Gün geçmiyor acı bir haber ile alt üst olmayalım. Dün dört rehinenin ölü olduklarının duyurulması ile sarsıldık. Chaim Peri (79), Amiram Cooper (84), Yoram Metzger (80) 7 Ekim’de Hamas teröristleri tarafından Nir Oz Kibbutz’undan kaçırılmışlardı. Birkaç ay önce, her biri konuşurken çekilmiş filimleri Hamas tarafından yayınlanmıştı. Son derece çökmüş bir durumdaydılar. Nadav Popplewell (51) Kibbutz Nirim’den rehin alınmıştı.
Dördünün de Han Younis’te uzun süre önce öldükleri belirtildi. Ölümlerin İsrael bombardımanı sonucu mu, yoksa Hamas teröristleri tarafından mı gerçekleştirildiği Tsahal tarafından araştırılmaktadır. Sonuç ne olursa olsun bu dört sivil, yaşlı, tamamen masum kişiler Hamas’ın kurbanı oldular geride eş, çocuk ve çok sayıda torun bırakarak. יהיו זיכרם ברוך
Son olarak 124 rehineden sadece sekseninin hayatta olduğu açıklandı. Her gün geçtiğinde rehinelerin sağ olarak dönmeleri olasılığı giderek azalıyor. Aileler her geçen gün tükeniyor, umutlarını yitiriyorlar.
Diğer yandan ülkenin kuzeyi gün be gün Hizbullah’ın roketlerine ve insansız hava araçlarının saldırılarına hedef oluyor. Dün bu saldırılar sonucu Golan, Kiryat Şmona ve Galil’de çıkan büyük yangınlarda dört bin dönüm ormanlık yok oldu. Ülkenin kuzeyinde 70 bin kişi sekiz aydır evlerinden uzak göçebe hayatı sürmekte.
ABD Başkanı Joe Biden’in konuşmasında, İsrael tarafından önerilen ateşkes ve rehine anlaşmasını açıklanması yeni bir kargaşaya yol açtı. Hükümetteki aşırı sağcı Ben- Gvir ve Smotrich’in savaşın sonlandırılması durumunda hükümetten çekileceklerini bildirmeleri üzerine Netanyahu Biden’in sözünü ettiği anlaşmanın savaşı sona erdirmeyeceğini, ancak Hamas’ın elindeki rehinelerin serbest bırakılmaları için geçici bir ateşkese yol açacağını söyledi.
Hannah Senesh 1921 yılında Macaristan’da doğdu. İkinci Dünya Savaşı sırasında Auschwitz’deki ölüm kampına gönderilmek üzere olan Macar Yahudilerini kurtarmak için paraşütle atladı, yakalandı ve işkence edilerek öldürüldü.

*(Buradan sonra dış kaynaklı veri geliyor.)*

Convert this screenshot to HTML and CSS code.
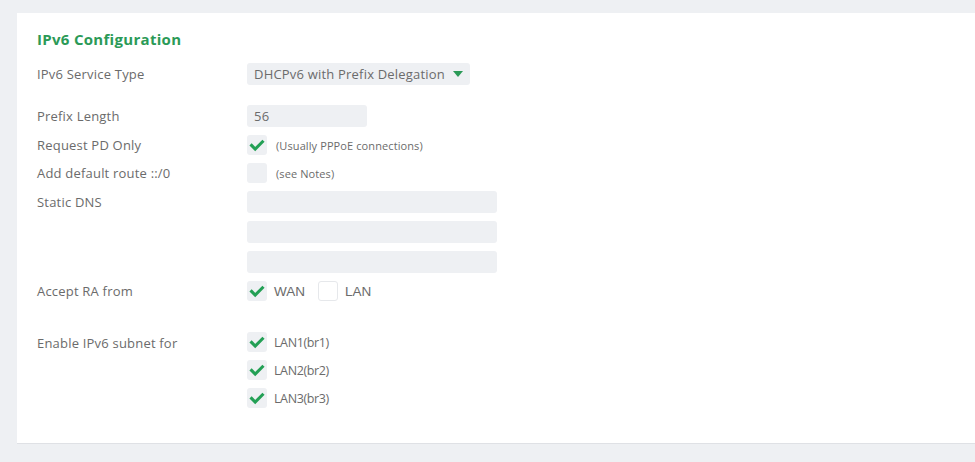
FILE: index.html
```html
<!DOCTYPE html>
<html lang="en">
<head>
    <meta charset="UTF-8">
    <title>IPv6 Configuration</title>
    <link rel="stylesheet" href="styles.css">
</head>
<body>
    <div class="panel">
        <h2>IPv6 Configuration</h2>

        <div class="row">
            <div class="label">IPv6 Service Type</div>
            <div class="field">
                <div class="select">DHCPv6 with Prefix Delegation <span class="caret"></span></div>
            </div>
        </div>

        <div class="row row-gap">
            <div class="label">Prefix Length</div>
            <div class="field"><div class="input short">56</div></div>
        </div>

        <div class="row">
            <div class="label">Request PD Only</div>
            <div class="field">
                <span class="check on"><svg viewBox="0 0 20 20"><path d="M4 10.5l4 4 8-8"/></svg></span>
                <span class="note">(Usually PPPoE connections)</span>
            </div>
        </div>

        <div class="row">
            <div class="label">Add default route ::/0</div>
            <div class="field">
                <span class="check"></span>
                <span class="note">(see Notes)</span>
            </div>
        </div>

        <div class="row top">
            <div class="label">Static DNS</div>
            <div class="field stack">
                <div class="input wide"></div>
                <div class="input wide"></div>
                <div class="input wide"></div>
            </div>
        </div>

        <div class="row">
            <div class="label">Accept RA from</div>
            <div class="field">
                <span class="check on"><svg viewBox="0 0 20 20"><path d="M4 10.5l4 4 8-8"/></svg></span>
                <span class="opt ra">WAN</span>
                <span class="check blank"></span>
                <span class="opt ra">LAN</span>
            </div>
        </div>

        <div class="row top row-gap-lg">
            <div class="label">Enable IPv6 subnet for</div>
            <div class="field list">
                <div class="item"><span class="check on"><svg viewBox="0 0 20 20"><path d="M4 10.5l4 4 8-8"/></svg></span><span class="opt">LAN1(br1)</span></div>
                <div class="item"><span class="check on"><svg viewBox="0 0 20 20"><path d="M4 10.5l4 4 8-8"/></svg></span><span class="opt">LAN2(br2)</span></div>
                <div class="item"><span class="check on"><svg viewBox="0 0 20 20"><path d="M4 10.5l4 4 8-8"/></svg></span><span class="opt">LAN3(br3)</span></div>
            </div>
        </div>
    </div>
</body>
</html>
```

FILE: styles.css
```css
body {
    margin: 0;
    padding: 13px 0 0 17px;
    background-color: #eef0f3;
    font-family: 'Open Sans', sans-serif;
    color: #6b6b6b;
    font-size: 13px;
    letter-spacing: 0.2px;
    overflow: hidden;
}
.panel {
    background-color: #fff;
    padding: 16px 20px 24px 20px;
    height: 390px;
    border-bottom: 1px solid #dfe1e5;
}
h2 {
    margin: 0 0 14px 0;
    font-size: 15px;
    font-weight: 700;
    letter-spacing: 0.3px;
    color: #2b9a57;
    line-height: 20px;
}
.row {
    display: flex;
    align-items: center;
    margin-bottom: 8px;
}
.row.top {
    align-items: flex-start;
}
.row-gap {
    margin-top: 20px;
}
.row-gap-lg {
    margin-top: 31px;
}
.label {
    width: 210px;
    line-height: 20px;
}
.row.top .label {
    padding-top: 1px;
}
.field {
    display: flex;
    align-items: center;
}
.select {
    background-color: #eef0f3;
    border-radius: 3px;
    height: 22px;
    line-height: 22px;
    padding: 0 7px;
    display: flex;
    align-items: center;
    gap: 8px;
}
.caret {
    width: 0;
    height: 0;
    border-left: 5px solid transparent;
    border-right: 5px solid transparent;
    border-top: 6px solid #2b9a57;
}
.input {
    background-color: #eef0f3;
    border-radius: 3px;
    height: 22px;
    line-height: 22px;
    padding: 0 7px;
    box-sizing: border-box;
}
.input.short {
    width: 120px;
}
.input.wide {
    width: 250px;
}
.stack {
    flex-direction: column;
    align-items: flex-start;
    gap: 8px;
}
.check {
    width: 20px;
    height: 20px;
    border-radius: 3px;
    background-color: #eef0f3;
    display: inline-flex;
    align-items: center;
    justify-content: center;
    box-sizing: border-box;
}
.check.blank {
    background-color: #fff;
    border: 1px solid #e6e8eb;
    margin-left: 13px;
}
.check svg {
    width: 18px;
    height: 18px;
}
.check path {
    fill: none;
    stroke: #23a055;
    stroke-width: 3.4;
    stroke-linecap: square;
}
.note {
    font-size: 11px;
    letter-spacing: 0.1px;
    margin-left: 9px;
}
.opt {
    font-size: 12.5px;
    letter-spacing: -0.4px;
    margin-left: 7px;
}
.opt.ra {
    font-family: 'Liberation Sans', sans-serif;
    font-size: 13.5px;
    letter-spacing: 0;
}
.list {
    flex-direction: column;
    align-items: flex-start;
    gap: 8px;
}
.item {
    display: flex;
    align-items: center;
}
```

Öldüğünde 23 yaşındaydı. Hannah Senesh bu imkansız görevi yerine getiremeyeceğini biliyordu ancak Yahudilerin insan yaşamını herşeyden üstün tuttuklarını kanıtlamak istedi. Böylece cesaretiyle tarihe bir efsane olarak geçti.
Peki 7 Ekim ve sonrası tarihe nasıl geçecek?
***
Diğer yandan Diaspora Yahudileri de zor günler yaşıyor hatta İsrael’in Filistinlilere karşı soykırım uyguladıkları iddiasıyla bunu kınamaları dahi istenebiliyor.
Kuruluşundan beri antisemitizmle mücadele ettiğini savunan, kimi Avlaremoz’cuların imza attığı kiminin atmadığı on sekiz kişiden oluşan bir grup tarafından kaleme alınan bir açık mektup Avlaremoz’un platformunda yayınlandı.
Bu bildiride soykırım gibi bir insanlık suçu işlediği ileri sürülen İsrael’in yasa dışı eylemlerinin durdurulması ve suçluların adeletle yüzleşmesi için; “Uluslararası toplum, Uluslararası Ceza Mahkemesi ve Uluslararası Adalet Divanı kararları çerçevesinde” derhal harekete geçmeye çağrılmaktadır. Gerçeklere vakıf olmaksızın, yüzeysel bilgilere dayanarak kaleme alınmış bir açık mektup bu… Antisemitizm ile böyle savaşılmaz…
İsrael’i kınama istemlerini dillendirip yazıya döken söz konusu yazar ve editörleri ben de naçizane kınıyorum.